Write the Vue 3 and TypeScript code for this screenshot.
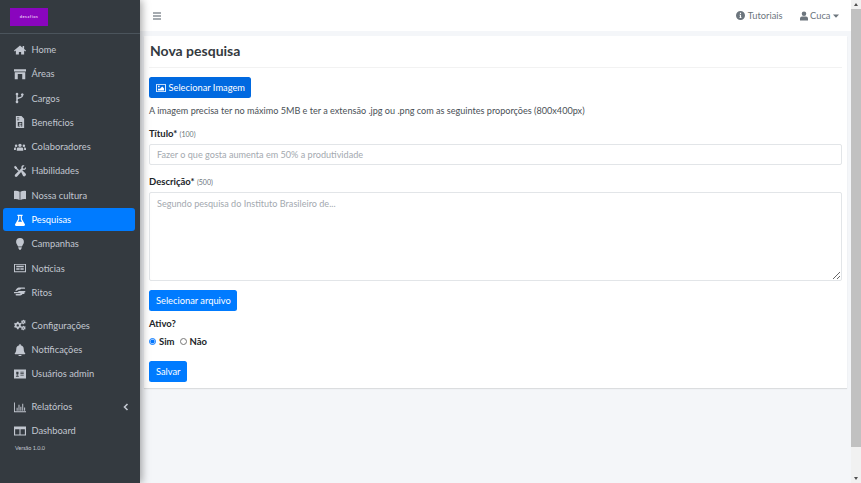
* * *
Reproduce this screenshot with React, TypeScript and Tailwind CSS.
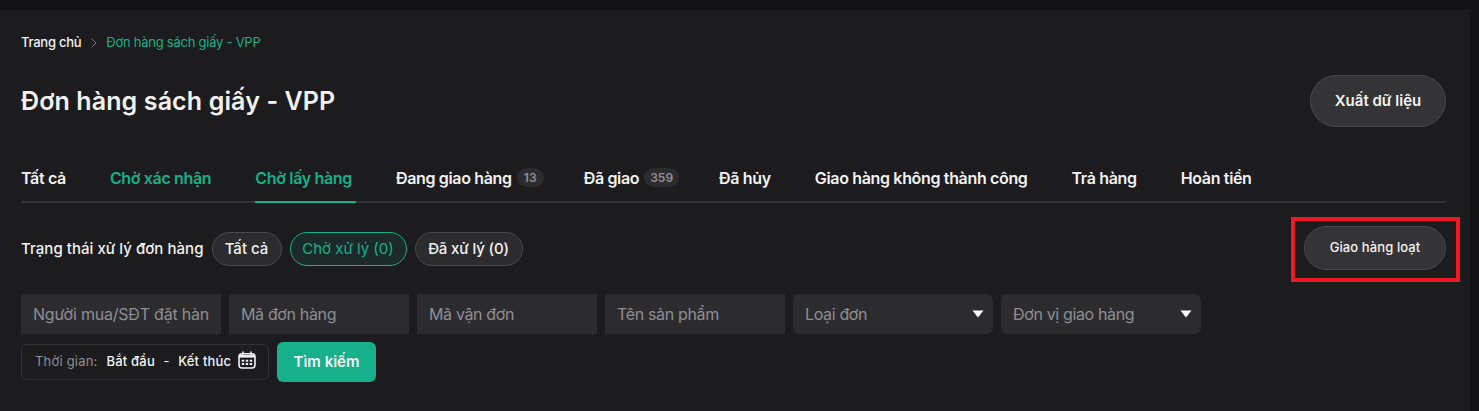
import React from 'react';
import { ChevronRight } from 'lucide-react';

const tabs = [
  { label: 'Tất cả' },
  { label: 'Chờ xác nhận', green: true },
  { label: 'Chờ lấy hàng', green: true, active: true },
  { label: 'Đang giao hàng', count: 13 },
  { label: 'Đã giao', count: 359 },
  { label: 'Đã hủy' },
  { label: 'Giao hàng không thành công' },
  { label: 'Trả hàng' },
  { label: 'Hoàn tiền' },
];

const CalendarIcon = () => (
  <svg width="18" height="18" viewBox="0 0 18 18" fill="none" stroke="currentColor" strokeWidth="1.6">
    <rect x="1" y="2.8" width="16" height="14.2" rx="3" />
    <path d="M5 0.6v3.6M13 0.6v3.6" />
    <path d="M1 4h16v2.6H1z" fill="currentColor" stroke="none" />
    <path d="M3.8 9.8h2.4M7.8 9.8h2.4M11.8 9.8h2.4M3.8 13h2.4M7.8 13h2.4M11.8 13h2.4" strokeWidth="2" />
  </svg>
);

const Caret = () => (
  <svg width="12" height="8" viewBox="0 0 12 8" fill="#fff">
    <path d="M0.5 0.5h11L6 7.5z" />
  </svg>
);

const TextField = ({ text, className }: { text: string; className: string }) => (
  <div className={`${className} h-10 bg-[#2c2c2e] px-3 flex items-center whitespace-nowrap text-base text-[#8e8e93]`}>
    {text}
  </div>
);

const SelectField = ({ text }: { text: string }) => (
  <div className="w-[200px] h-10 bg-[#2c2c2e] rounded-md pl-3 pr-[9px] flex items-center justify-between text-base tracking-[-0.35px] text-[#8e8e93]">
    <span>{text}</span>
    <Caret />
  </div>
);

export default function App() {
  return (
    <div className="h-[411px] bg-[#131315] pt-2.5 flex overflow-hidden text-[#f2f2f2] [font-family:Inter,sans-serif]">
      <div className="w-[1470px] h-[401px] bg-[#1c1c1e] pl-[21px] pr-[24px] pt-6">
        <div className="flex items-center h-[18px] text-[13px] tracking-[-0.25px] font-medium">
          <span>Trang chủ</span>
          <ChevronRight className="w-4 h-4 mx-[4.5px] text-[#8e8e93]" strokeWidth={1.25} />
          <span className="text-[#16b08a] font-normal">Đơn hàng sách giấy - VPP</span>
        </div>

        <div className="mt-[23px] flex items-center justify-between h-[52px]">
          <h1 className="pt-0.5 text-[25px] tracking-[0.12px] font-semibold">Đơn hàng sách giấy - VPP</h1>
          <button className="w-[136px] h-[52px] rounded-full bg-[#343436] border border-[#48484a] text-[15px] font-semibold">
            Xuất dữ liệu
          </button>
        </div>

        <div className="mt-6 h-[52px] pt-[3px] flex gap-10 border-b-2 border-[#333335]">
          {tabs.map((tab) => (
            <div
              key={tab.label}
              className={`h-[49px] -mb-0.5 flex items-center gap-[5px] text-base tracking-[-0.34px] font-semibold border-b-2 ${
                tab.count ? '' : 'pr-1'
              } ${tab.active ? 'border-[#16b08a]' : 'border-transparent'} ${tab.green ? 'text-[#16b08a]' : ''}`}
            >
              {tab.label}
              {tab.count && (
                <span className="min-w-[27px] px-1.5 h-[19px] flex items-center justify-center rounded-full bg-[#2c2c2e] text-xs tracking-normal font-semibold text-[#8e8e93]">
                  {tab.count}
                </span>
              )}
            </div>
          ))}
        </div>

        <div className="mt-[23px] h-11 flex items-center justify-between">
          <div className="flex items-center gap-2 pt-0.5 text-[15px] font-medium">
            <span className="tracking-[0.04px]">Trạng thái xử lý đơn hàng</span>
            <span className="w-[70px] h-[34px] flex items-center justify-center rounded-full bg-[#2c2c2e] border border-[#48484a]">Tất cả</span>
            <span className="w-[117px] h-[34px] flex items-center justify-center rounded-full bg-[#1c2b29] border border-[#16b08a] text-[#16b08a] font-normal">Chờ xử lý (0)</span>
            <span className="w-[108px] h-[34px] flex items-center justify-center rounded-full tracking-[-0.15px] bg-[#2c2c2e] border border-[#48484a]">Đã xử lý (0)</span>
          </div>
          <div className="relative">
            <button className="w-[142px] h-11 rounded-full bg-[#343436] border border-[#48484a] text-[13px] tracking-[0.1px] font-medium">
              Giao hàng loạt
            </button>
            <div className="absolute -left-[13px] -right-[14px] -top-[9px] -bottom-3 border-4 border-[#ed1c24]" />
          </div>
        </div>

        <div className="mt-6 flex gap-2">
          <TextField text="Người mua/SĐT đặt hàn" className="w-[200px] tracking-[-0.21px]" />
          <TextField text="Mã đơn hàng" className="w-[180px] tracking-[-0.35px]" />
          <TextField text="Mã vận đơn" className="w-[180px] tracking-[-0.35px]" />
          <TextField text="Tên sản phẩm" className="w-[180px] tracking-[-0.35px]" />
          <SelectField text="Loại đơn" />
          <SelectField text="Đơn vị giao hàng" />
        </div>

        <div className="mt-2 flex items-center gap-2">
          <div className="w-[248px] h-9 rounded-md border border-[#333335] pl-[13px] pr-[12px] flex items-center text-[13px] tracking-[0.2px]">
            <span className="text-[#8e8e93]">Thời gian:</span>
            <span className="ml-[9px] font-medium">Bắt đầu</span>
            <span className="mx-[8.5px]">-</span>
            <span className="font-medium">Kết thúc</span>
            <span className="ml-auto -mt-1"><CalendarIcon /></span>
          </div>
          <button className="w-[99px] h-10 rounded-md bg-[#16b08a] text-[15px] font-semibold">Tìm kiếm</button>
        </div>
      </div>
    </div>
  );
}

*AIM*.
Filter out all lines lacking the word "screenshot" and copy the rest.

*THE RESULT*.
Write the Vue 3 and TypeScript code for this screenshot.
Reproduce this screenshot with React, TypeScript and Tailwind CSS.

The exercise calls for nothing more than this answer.